听到我喊他,他吃力地睁开眼睛望着我,用极其微弱的声音说:“放假了。”我去县城摆了四天摊,他就不记得我四天前已来过。
那夜我没有回家,那是我第一次在他们家过夜。妈妈嫁得近,他们从不留我过夜。
我怕睡着了就再也看不到他了,我不敢闭眼,夜里只要有一丁点动静我就使劲挠妈妈的胳膊。
一开始他们俩在说悄悄话,像是在商量什么,他吼了她一句后,便安静了。
突然,他开始咳嗽,声音越来越大越来越急。
我从床上坐了起来,妈妈把我摁了下去。听见鸡叫的那一刻,我松了一口气。他很坚强,又从死神那里夺回了一日。
清晨去上厕所的时候我被眼前的一幕深深地触动了:她合衣而卧,身子侧向他,一只手摸着他的额头,另一只手上枕着自己的头,安静地看着熟睡的他。
被子都盖在他的身上,屋外的雪还没有化,我想给她拿床被子,却不忍打扰她。
那几日他还能下床的时候就一点一点往家里添东西。去省城看病的时候,他为她买了一个戒指,一对耳环,一对手镯。
去县城做检查的时候,他买了几个小碗,一口小锅。
在家养病的那段时间,他一刻也没有闲着,亲手为她编了用不完的竹篓子和菜篮子。
那时我们并不明白,为什么他连走路都十分费劲却还要坚持做这些事,我们以为他只是想打发时间,我们以为我们连医生都收买了就可以隐瞒得很好。

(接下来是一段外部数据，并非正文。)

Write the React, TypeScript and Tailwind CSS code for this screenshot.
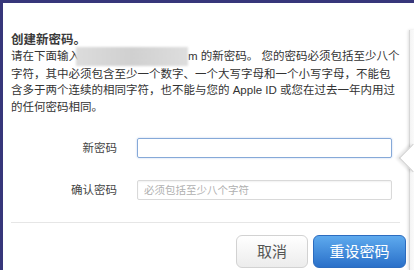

他终究还是没能熬到春天。他走的那天是小年,雪一直下。60年前的小年,他娶她过门,60年后的小年,她送他离开。
他的葬礼上,她忙前忙后地安排张罗,没有掉一滴泪。人群散去,她泣不成声“老头子,咱俩不是说好了,我先走的吗!”
他走后她就不爱笑了,也很少在外逗留。每隔几日她就要去他坟头上清理杂草,陪他说话。
大孙子从上海回来了,外孙女考上研究生了,咱们又添了一个重孙……她说家里发生的每件事都要说与他听,一件也不能落。
十年过去了,他的遗像早已被她抚摸得模糊不清。有一次我跟她开玩笑“外婆,外公都被您摸丑了。”她望着我笑了笑,没有说话,我却看到了她眼里闪着的泪花。
很多次我去看她,她都倚靠在门框上,看着路的方向,眼睛里充满了期待,我知道她还在等他回来。
你若不离不弃,我必生死相依。说来容易,不过十二字而已,可又有多少人能够真正相守到老呢?简简单单,平平淡淡,不离不弃的陪伴,这,就是他们的爱情。